→ **Request**
Exact reproduction of the data is required, with images excluded.

* BEGIN Material provided *

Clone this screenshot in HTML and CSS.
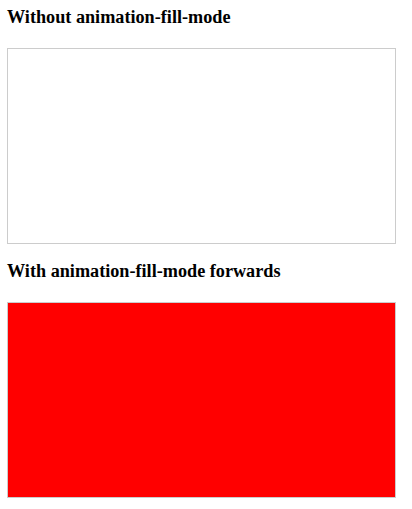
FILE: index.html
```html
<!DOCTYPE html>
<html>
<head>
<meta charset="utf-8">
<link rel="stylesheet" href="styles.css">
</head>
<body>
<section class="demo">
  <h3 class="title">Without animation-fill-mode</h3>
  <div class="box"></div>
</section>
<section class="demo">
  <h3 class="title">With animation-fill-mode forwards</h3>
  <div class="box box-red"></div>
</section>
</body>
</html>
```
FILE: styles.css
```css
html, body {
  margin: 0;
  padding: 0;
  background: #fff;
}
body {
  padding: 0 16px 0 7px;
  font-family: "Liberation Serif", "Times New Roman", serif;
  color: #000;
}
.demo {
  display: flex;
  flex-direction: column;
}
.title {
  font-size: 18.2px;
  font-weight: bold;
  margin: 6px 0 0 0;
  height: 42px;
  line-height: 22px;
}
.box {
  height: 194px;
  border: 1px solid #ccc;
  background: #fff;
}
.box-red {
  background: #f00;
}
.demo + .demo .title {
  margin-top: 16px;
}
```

* END Material provided *

→ **Complete response**
Clone this screenshot in HTML and CSS.
FILE: index.html
```html
<!DOCTYPE html>
<html>
<head>
<meta charset="utf-8">
<link rel="stylesheet" href="styles.css">
</head>
<body>
<section class="demo">
  <h3 class="title">Without animation-fill-mode</h3>
  <div class="box"></div>
</section>
<section class="demo">
  <h3 class="title">With animation-fill-mode forwards</h3>
  <div class="box box-red"></div>
</section>
</body>
</html>
```
FILE: styles.css
```css
html, body {
  margin: 0;
  padding: 0;
  background: #fff;
}
body {
  padding: 0 16px 0 7px;
  font-family: "Liberation Serif", "Times New Roman", serif;
  color: #000;
}
.demo {
  display: flex;
  flex-direction: column;
}
.title {
  font-size: 18.2px;
  font-weight: bold;
  margin: 6px 0 0 0;
  height: 42px;
  line-height: 22px;
}
.box {
  height: 194px;
  border: 1px solid #ccc;
  background: #fff;
}
.box-red {
  background: #f00;
}
.demo + .demo .title {
  margin-top: 16px;
}
```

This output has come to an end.